• DESCRIPTION OF THE TASK: Retype all material exactly. Pictures stay out of the copy.

• PROVIDED MATERIAL:
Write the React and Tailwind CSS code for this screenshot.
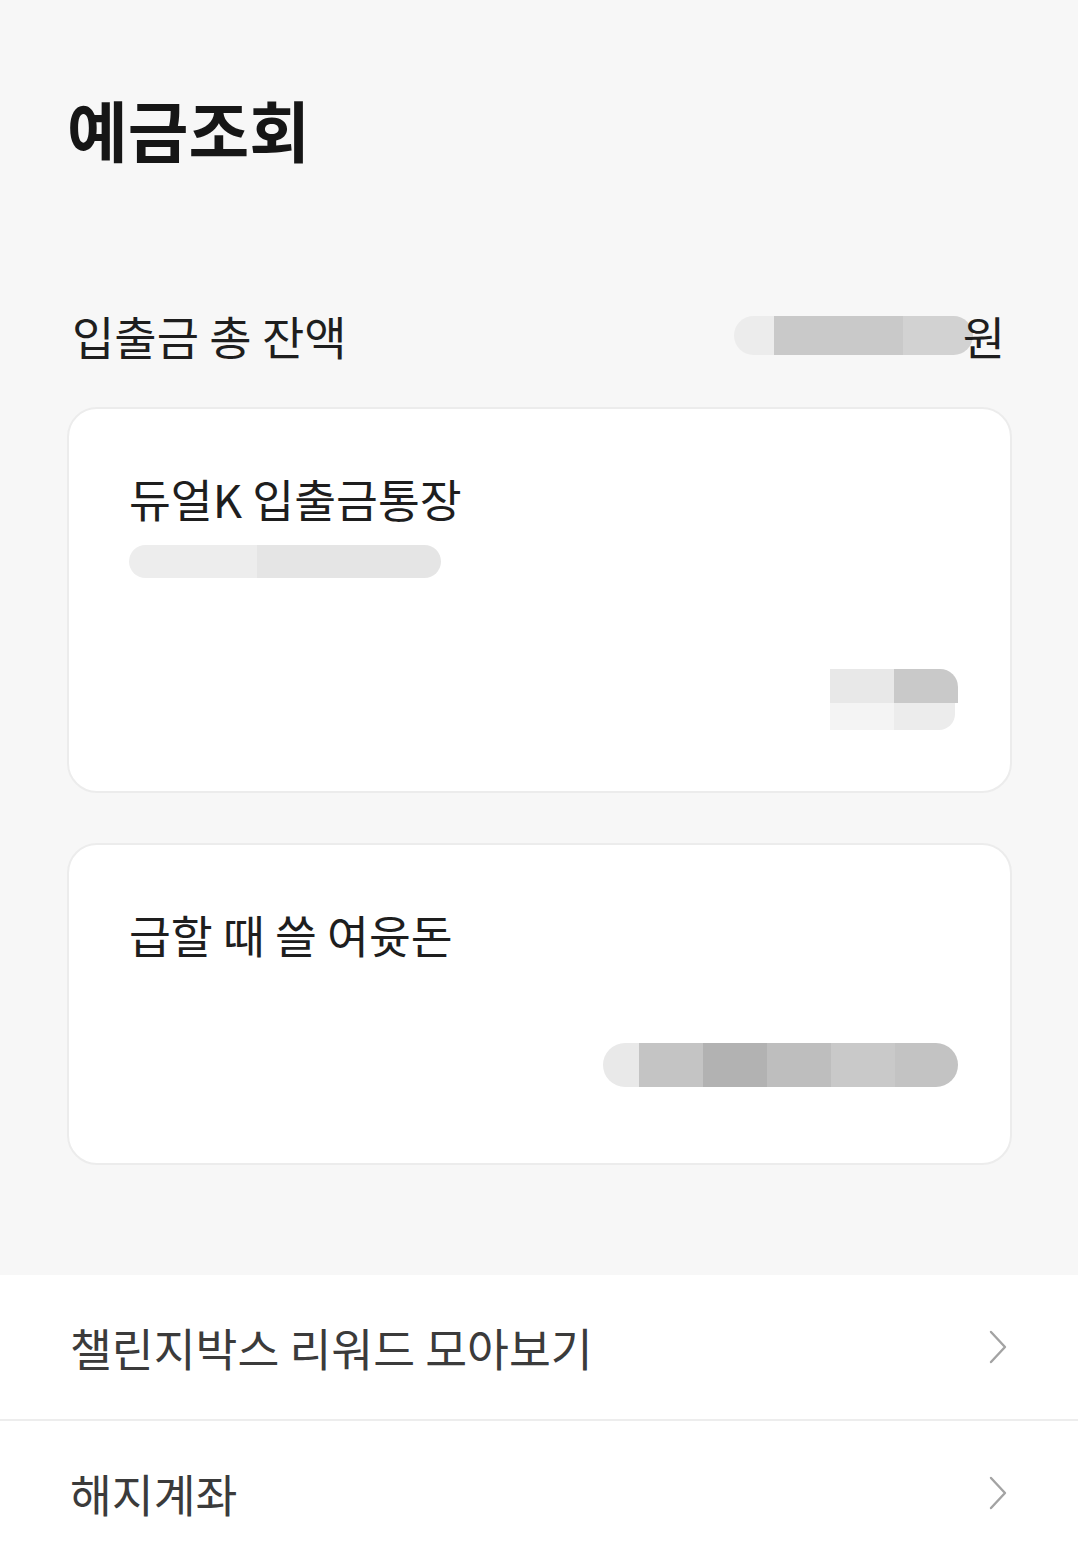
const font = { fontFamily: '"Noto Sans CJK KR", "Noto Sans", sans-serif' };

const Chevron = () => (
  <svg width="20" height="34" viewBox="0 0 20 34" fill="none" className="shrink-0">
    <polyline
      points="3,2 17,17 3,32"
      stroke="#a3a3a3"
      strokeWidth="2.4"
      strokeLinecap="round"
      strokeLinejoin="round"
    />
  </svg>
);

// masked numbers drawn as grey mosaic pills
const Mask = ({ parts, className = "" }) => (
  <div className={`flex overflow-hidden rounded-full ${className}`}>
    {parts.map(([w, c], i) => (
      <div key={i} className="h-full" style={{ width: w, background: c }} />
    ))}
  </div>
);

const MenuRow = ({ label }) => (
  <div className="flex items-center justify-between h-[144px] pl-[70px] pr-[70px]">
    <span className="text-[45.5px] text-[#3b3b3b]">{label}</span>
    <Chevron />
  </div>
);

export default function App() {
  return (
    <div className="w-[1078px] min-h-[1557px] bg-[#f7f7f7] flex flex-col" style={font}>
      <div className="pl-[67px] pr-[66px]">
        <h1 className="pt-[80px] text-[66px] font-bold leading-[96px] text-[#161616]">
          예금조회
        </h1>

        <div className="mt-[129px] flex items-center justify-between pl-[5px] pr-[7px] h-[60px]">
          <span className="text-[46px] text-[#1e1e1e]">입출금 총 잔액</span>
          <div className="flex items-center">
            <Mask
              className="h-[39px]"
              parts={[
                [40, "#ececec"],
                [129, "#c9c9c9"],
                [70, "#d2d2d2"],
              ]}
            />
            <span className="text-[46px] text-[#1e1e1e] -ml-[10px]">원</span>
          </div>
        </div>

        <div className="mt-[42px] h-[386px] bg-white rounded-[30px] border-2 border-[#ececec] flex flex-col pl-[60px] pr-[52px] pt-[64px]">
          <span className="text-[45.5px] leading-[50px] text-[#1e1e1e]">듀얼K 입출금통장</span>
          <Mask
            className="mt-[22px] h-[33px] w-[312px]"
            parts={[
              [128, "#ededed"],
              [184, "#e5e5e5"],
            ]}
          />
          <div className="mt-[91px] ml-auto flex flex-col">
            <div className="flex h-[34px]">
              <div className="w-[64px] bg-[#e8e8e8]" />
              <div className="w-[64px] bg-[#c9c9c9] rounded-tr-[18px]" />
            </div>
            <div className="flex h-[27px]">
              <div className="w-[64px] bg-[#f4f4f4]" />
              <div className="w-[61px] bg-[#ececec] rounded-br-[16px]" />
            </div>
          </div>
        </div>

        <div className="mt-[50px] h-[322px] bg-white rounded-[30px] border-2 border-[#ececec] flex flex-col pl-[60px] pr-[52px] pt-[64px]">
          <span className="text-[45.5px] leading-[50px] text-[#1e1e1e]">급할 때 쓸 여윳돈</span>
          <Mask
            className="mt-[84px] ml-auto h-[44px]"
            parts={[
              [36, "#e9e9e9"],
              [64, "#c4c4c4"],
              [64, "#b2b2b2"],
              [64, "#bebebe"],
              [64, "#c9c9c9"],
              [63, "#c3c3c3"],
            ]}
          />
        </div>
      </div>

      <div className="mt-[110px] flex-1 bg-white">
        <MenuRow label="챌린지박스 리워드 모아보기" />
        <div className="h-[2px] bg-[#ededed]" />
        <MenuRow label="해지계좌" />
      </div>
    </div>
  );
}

• EXERCISE RESULT:
Write the React and Tailwind CSS code for this screenshot.
const font = { fontFamily: '"Noto Sans CJK KR", "Noto Sans", sans-serif' };

const Chevron = () => (
  <svg width="20" height="34" viewBox="0 0 20 34" fill="none" className="shrink-0">
    <polyline
      points="3,2 17,17 3,32"
      stroke="#a3a3a3"
      strokeWidth="2.4"
      strokeLinecap="round"
      strokeLinejoin="round"
    />
  </svg>
);

// masked numbers drawn as grey mosaic pills
const Mask = ({ parts, className = "" }) => (
  <div className={`flex overflow-hidden rounded-full ${className}`}>
    {parts.map(([w, c], i) => (
      <div key={i} className="h-full" style={{ width: w, background: c }} />
    ))}
  </div>
);

const MenuRow = ({ label }) => (
  <div className="flex items-center justify-between h-[144px] pl-[70px] pr-[70px]">
    <span className="text-[45.5px] text-[#3b3b3b]">{label}</span>
    <Chevron />
  </div>
);

export default function App() {
  return (
    <div className="w-[1078px] min-h-[1557px] bg-[#f7f7f7] flex flex-col" style={font}>
      <div className="pl-[67px] pr-[66px]">
        <h1 className="pt-[80px] text-[66px] font-bold leading-[96px] text-[#161616]">
          예금조회
        </h1>

        <div className="mt-[129px] flex items-center justify-between pl-[5px] pr-[7px] h-[60px]">
          <span className="text-[46px] text-[#1e1e1e]">입출금 총 잔액</span>
          <div className="flex items-center">
            <Mask
              className="h-[39px]"
              parts={[
                [40, "#ececec"],
                [129, "#c9c9c9"],
                [70, "#d2d2d2"],
              ]}
            />
            <span className="text-[46px] text-[#1e1e1e] -ml-[10px]">원</span>
          </div>
        </div>

        <div className="mt-[42px] h-[386px] bg-white rounded-[30px] border-2 border-[#ececec] flex flex-col pl-[60px] pr-[52px] pt-[64px]">
          <span className="text-[45.5px] leading-[50px] text-[#1e1e1e]">듀얼K 입출금통장</span>
          <Mask
            className="mt-[22px] h-[33px] w-[312px]"
            parts={[
              [128, "#ededed"],
              [184, "#e5e5e5"],
            ]}
          />
          <div className="mt-[91px] ml-auto flex flex-col">
            <div className="flex h-[34px]">
              <div className="w-[64px] bg-[#e8e8e8]" />
              <div className="w-[64px] bg-[#c9c9c9] rounded-tr-[18px]" />
            </div>
            <div className="flex h-[27px]">
              <div className="w-[64px] bg-[#f4f4f4]" />
              <div className="w-[61px] bg-[#ececec] rounded-br-[16px]" />
            </div>
          </div>
        </div>

        <div className="mt-[50px] h-[322px] bg-white rounded-[30px] border-2 border-[#ececec] flex flex-col pl-[60px] pr-[52px] pt-[64px]">
          <span className="text-[45.5px] leading-[50px] text-[#1e1e1e]">급할 때 쓸 여윳돈</span>
          <Mask
            className="mt-[84px] ml-auto h-[44px]"
            parts={[
              [36, "#e9e9e9"],
              [64, "#c4c4c4"],
              [64, "#b2b2b2"],
              [64, "#bebebe"],
              [64, "#c9c9c9"],
              [63, "#c3c3c3"],
            ]}
          />
        </div>
      </div>

      <div className="mt-[110px] flex-1 bg-white">
        <MenuRow label="챌린지박스 리워드 모아보기" />
        <div className="h-[2px] bg-[#ededed]" />
        <MenuRow label="해지계좌" />
      </div>
    </div>
  );
}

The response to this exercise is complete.